Stageless aggregation variables

Maximilian_N_A · February 6, 2023, 11:09pm

Hello there community.
I am a student and I have now worked in multiple projects with mongodb and I focused on aggregations since requests became more and more complicated.

But there has been one roadblock that leads to issues over, over, and over again.
I want to make as few db calls as possible, meaning I want a single aggregation to get all the data I want.
We can merge multiple aggregations with $facet, but since this has an actual bytelimit, it doesn’t help in the following example:

I want to retrieve data, but also statistics and counts over lookups and whatsoever.
This leads to me doing $group, get the $size of an array, then $unwind multiple times to flatten some nested arrays, and finally $facet to get another count and data.

What I am trying to say here, is that it would make some aggregations so much easier, if I could instead of a facet, could also store a variable parallel to my aggregations ignored in the stages and only then used when I need it at the end for example.

In short the issue is: I perform actions like $group, then get a calculated variabel or count and $unwinding it all, do a lot more actions on a potentially facet-bytelimit exceeding amount of data forcing me to add the variable to all documents in all stages.

I would love to be able to have an alternative to the $facet, with an even smaller byte limit of that matter, but something where I have a stage with an aggregation that doesn’t change the above stage, but adds a parallel value which I can retrieve in forexample a $project.
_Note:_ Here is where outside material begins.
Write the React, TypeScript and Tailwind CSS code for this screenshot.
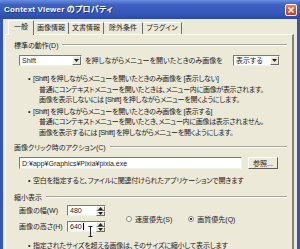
const baseFont =
  "font-['Liberation_Sans','Noto_Sans_CJK_JP',sans-serif] [font-feature-settings:'palt']";

export default function App() {
  return (
    <div
      className={`w-[300px] h-[249px] overflow-hidden bg-[#ece9d8] flex flex-col text-[7px] text-[#1c1c1c] ${baseFont}`}
    >
      <TitleBar />
      <div className="flex-1 min-h-0 flex flex-col border-x-[3px] border-[#3556b5] pt-[1px]">
        <Tabs />
        <Panel />
      </div>
    </div>
  );
}

function TitleBar() {
  return (
    <div className="h-[19px] shrink-0 flex items-center pl-[4px] pr-[3px] bg-[linear-gradient(to_bottom,#6a8ee0,#3d60c2_25%,#3557b8_70%,#2b4aa3)]">
      <span className="flex-1 text-white font-bold text-[8px] tracking-[0.2px] whitespace-nowrap [text-shadow:1px_1px_0_#1d3478]">
        Context Viewer のプロパティ
      </span>
      <div className="w-[12px] h-[12px] rounded-[2px] border border-white bg-[linear-gradient(to_bottom,#e9835a,#d2522a_60%,#c0431e)] flex items-center justify-center">
        <svg width="8" height="8" viewBox="0 0 8 8">
          <path d="M1.5 1.5 L6.5 6.5 M6.5 1.5 L1.5 6.5" stroke="white" strokeWidth="1.6" />
        </svg>
      </div>
    </div>
  );
}

const tabs = [
  { label: "一般", w: "w-[26px]" },
  { label: "画像情報", w: "w-[35px]" },
  { label: "文書情報", w: "w-[35px]" },
  { label: "除外条件", w: "w-[39px]" },
  { label: "プラグイン", w: "w-[39px]" },
];

function Tabs() {
  return (
    <div className="h-[14px] shrink-0 flex items-end pl-[5px] relative z-10">
      {tabs.map((t, i) =>
        i === 0 ? (
          <div
            key={t.label}
            className={`${t.w} h-[15px] -mb-[1px] bg-[#ece9d8] border-t border-l border-white border-r border-r-[#6e6e66] rounded-t-[1px] flex items-center justify-center pb-[1px]`}
          >
            {t.label}
          </div>
        ) : (
          <div
            key={t.label}
            className={`${t.w} h-[12px] bg-[#ece9d8] border-t border-white border-r border-r-[#6e6e66] flex items-center justify-center whitespace-nowrap`}
          >
            {t.label}
          </div>
        )
      )}
    </div>
  );
}

function Group({ label, className = "" }: { label: string; className?: string }) {
  return (
    <div className={`h-[10px] flex items-center ${className}`}>
      <span className="whitespace-nowrap leading-none">{label}</span>
      <div className="flex-1 ml-[4px] h-[2px] border-t border-[#a6a498] border-b border-b-white" />
    </div>
  );
}

function Arrow() {
  return (
    <svg width="5" height="3" viewBox="0 0 5 3">
      <path d="M0 0 H5 L2.5 3 Z" fill="#222" />
    </svg>
  );
}

function Select({ value, w }: { value: string; w: string }) {
  return (
    <div
      className={`${w} h-[11px] shrink-0 bg-white border border-t-[#7c7a70] border-l-[#7c7a70] border-r-[#f2f1ea] border-b-[#f2f1ea] flex items-center`}
    >
      <span className="flex-1 pl-[2px] leading-none whitespace-nowrap">{value}</span>
      <div className="w-[9px] h-[9px] bg-[#ece9d8] border border-t-white border-l-white border-r-[#6e6e66] border-b-[#6e6e66] flex items-center justify-center">
        <Arrow />
      </div>
    </div>
  );
}

function Bullet({ lines, className = "" }: { lines: string[]; className?: string }) {
  return (
    <div className={`leading-[10.5px] whitespace-nowrap tracking-[-0.3px] ${className}`}>
      {lines.map((l, i) =>
        i === 0 ? (
          <div key={i} className="pl-[16px] flex">
            <span className="w-[5px]">•</span>
            <span>{l}</span>
          </div>
        ) : (
          <div key={i} className="pl-[27px]">
            {l}
          </div>
        )
      )}
    </div>
  );
}

function Spin({ value, cursor }: { value: string; cursor?: boolean }) {
  return (
    <div className="w-[39px] h-[11px] bg-white border border-t-[#7c7a70] border-l-[#7c7a70] border-r-[#f2f1ea] border-b-[#f2f1ea] flex items-center relative">
      <span className="flex-1 pl-[2px] leading-none flex items-center">
        {value}
        {cursor && <span className="w-px h-[7px] bg-black ml-px" />}
      </span>
      <div className="w-[9px] h-full flex flex-col">
        <div className="flex-1 bg-[#ece9d8] border-t border-l border-white border-r border-b border-r-[#6e6e66] border-b-[#6e6e66] flex items-center justify-center">
          <svg width="5" height="3" viewBox="0 0 5 3">
            <path d="M0 3 H5 L2.5 0 Z" fill="#222" />
          </svg>
        </div>
        <div className="flex-1 bg-[#ece9d8] border-t border-l border-white border-r border-b border-r-[#6e6e66] border-b-[#6e6e66] flex items-center justify-center">
          <Arrow />
        </div>
      </div>
      {cursor && (
        <svg
          className="absolute left-[20px] top-[4px]"
          width="5"
          height="11"
          viewBox="0 0 5 11"
        >
          <path d="M0.5 0.5 H4.5 M2.5 0.5 V10.5 M0.5 10.5 H4.5" stroke="#222" strokeWidth="1" fill="none" />
        </svg>
      )}
    </div>
  );
}

function Radio({ checked, label }: { checked?: boolean; label: string }) {
  return (
    <div className="flex items-center">
      <div className="w-[6px] h-[6px] rounded-full bg-white border border-[#8a887c] flex items-center justify-center">
        {checked && <div className="w-[2px] h-[2px] rounded-full bg-black" />}
      </div>
      <span className="ml-[3px] whitespace-nowrap leading-none">{label}</span>
    </div>
  );
}

function Panel() {
  return (
    <div className="flex-1 ml-[2px] mr-[3px] border-t border-l border-white border-r-2 border-r-[#85837a] pl-[8px] pr-[5px] flex flex-col">
      <Group label="標準の動作(D)" className="mt-[5px]" />

      <div className="mt-[5px] h-[11px] flex items-center pl-[5px]">
        <Select value="Shift" w="w-[63px]" />
        <span className="w-[148px] ml-[3px] whitespace-nowrap leading-none">
          を押しながらメニューを開いたときのみ画像を
        </span>
        <Select value="表示する" w="w-[47px]" />
      </div>

      <div className="-ml-[2px] mt-[8px]">
        <Bullet
          lines={[
            "[Shift] を押しながらメニューを開いたときのみ画像を [表示しない]",
            "普通にコンテキストメニューを開いたときは、メニュー内に画像が表示されます。",
            "画像を表示しないには [Shift] を押しながらメニューを開くようにします。",
          ]}
        />
        <Bullet
          className="mt-[1px]"
          lines={[
            "[Shift] を押しながらメニューを開いたときのみ画像を [表示する]",
            "普通にコンテキストメニューを開いたとき、メニュー内に画像は表示されません。",
            "画像を表示するには [Shift] を押しながらメニューを開くようにします。",
          ]}
        />
      </div>

      <Group label="画像クリック時のアクション(C)" className="mt-[4px]" />

      <div className="mt-[5px] h-[12px] flex pl-[5px]">
        <div className="w-[223px] h-full bg-white border border-t-[#7c7a70] border-l-[#7c7a70] border-r-[#f2f1ea] border-b-[#f2f1ea] flex items-center pl-[2px] leading-none whitespace-nowrap">
          D:¥app¥Graphics¥Pixia¥pixia.exe
        </div>
        <div className="w-[30px] h-full ml-[6px] bg-[#ece9d8] border border-t-white border-l-white border-r-[#5e5e58] border-b-[#5e5e58] flex items-center justify-center leading-none">
          参照...
        </div>
      </div>

      <div className="mt-[7px] leading-[10px] -ml-[2px] tracking-[-0.2px]">
        <div className="pl-[16px] flex whitespace-nowrap">
          <span className="w-[5px]">•</span>
          <span>空白を指定すると、ファイルに関連付けられたアプリケーションで開きます</span>
        </div>
      </div>

      <Group label="縮小表示" className="mt-[6px]" />

      <div className="mt-[3px] flex items-center pl-[5px]">
        <div className="flex flex-col gap-[5px]">
          <div className="h-[11px] flex items-center">
            <span className="w-[48px] leading-none whitespace-nowrap">画像の幅(W)</span>
            <Spin value="480" />
          </div>
          <div className="h-[11px] flex items-center">
            <span className="w-[48px] leading-none whitespace-nowrap">画像の高さ(H)</span>
            <Spin value="640" cursor />
          </div>
        </div>
        <div className="ml-[20px] flex items-center gap-[16px] mt-[1px]">
          <Radio label="速度優先(S)" />
          <Radio label="画質優先(Q)" checked />
        </div>
      </div>

      <div className="mt-[9px] leading-[10px] -ml-[2px] tracking-[-0.2px]">
        <div className="pl-[16px] flex whitespace-nowrap">
          <span className="w-[5px]">•</span>
          <span>指定されたサイズを超える画像は、そのサイズに縮小して表示します</span>
        </div>
      </div>
    </div>
  );
}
Does something like this already exist or could this be implemented in the future?

Sumanta_Mukhopadhyay · February 7, 2023, 12:19am

As per I am aware there’s no alternative to the $facet pipeline stage in MongoDB that allows you to store intermediate values parallel to the aggregation pipeline stages and retrieve them later in the pipeline. This means that you have to work around the bytelimit and design your aggregation pipeline in such a way that it fits within the bytelimit.

You can try to reduce the size of intermediate data by using $group to get the counts and statistics before you $unwind and flatten the nested arrays. This way, you can limit the amount of data that gets $unwound, reducing the size of the intermediate data and helping you stay within the bytelimit.

Alternatively, you can consider using a separate collection to store intermediate values and use a join to retrieve the data in your final pipeline stage.

If you feel that the bytelimit is a limitation to your use case, you can consider opening a feature request on the MongoDB issue tracker. The MongoDB development team will review and consider the request for a future release.

steevej · February 7, 2023, 3:20am

I am not sure I fully understand your use-case but I think that $unionWith could help.

system · February 12, 2023, 3:20am

This topic was automatically closed 5 days after the last reply. New replies are no longer allowed.